The seven-time major champion, already in his nineties, shared stories of early golf legends and the invention of the modern sand wedge. Conversation relaxed the atmosphere, allowing a natural portrait rather than a posed image.
Photography, at its best, becomes storytelling. The camera records not just faces but history itself.
Wondrous Woods: Pain, Drama, and Greatness

Tiger Woods’ 2008 US Open victory stands among golf’s most dramatic chapters. At the time, few realized the extent of the injury he was playing through, which made every reaction more meaningful in hindsight.
One photograph captured Woods after holing a crucial birdie putt to force a playoff. The emotion was raw, almost defiant — a champion refusing to yield.
Inside-the-ropes access allowed photographers to anticipate the moment, moving into position before the decisive putt. Preparation met opportunity again, producing an image that symbolized resilience.
The Evolution of Golf Photography
Modern technology has transformed the craft. Drones, autofocus systems, and digital workflows have replaced many of the technical limitations photographers once faced.
Yet technology alone does not create great images.
A drone guarantees perspective, not storytelling. Composition, light, and instinct still matter most.

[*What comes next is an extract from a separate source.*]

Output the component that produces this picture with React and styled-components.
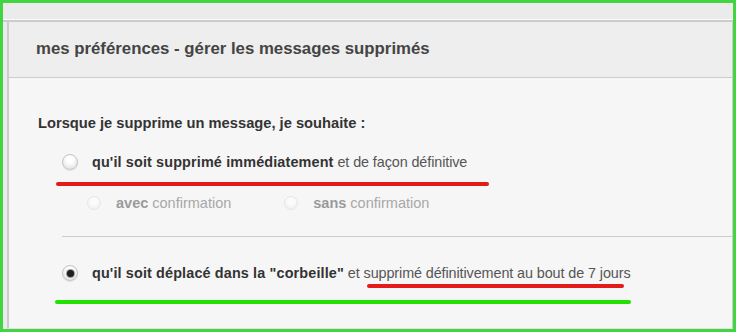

A sunrise shot over Royal Dornoch — captured quietly away from major championship chaos — proves that golf photography remains as much about atmosphere as action.
Why the Game Still Inspires the Lens
After photographing more than 150 major championships and every Ryder Cup since the mid-1980s, choosing a single favourite image remains impossible.
Seve’s dance marked the beginning. Tiger’s triumph defined an era. Rory’s roar provided a fitting late-career highlight.
What connects them all is emotion. Golf may unfold at a measured pace, but its defining moments arrive suddenly and disappear instantly. The photographer’s task is simple in theory and endlessly difficult in practice: be ready when history happens.
Even after decades of long days, pressure, and constant travel, the passion remains unchanged. Because somewhere on the course — perhaps on the next green, the next swing, the next celebration — another unforgettable photograph is waiting.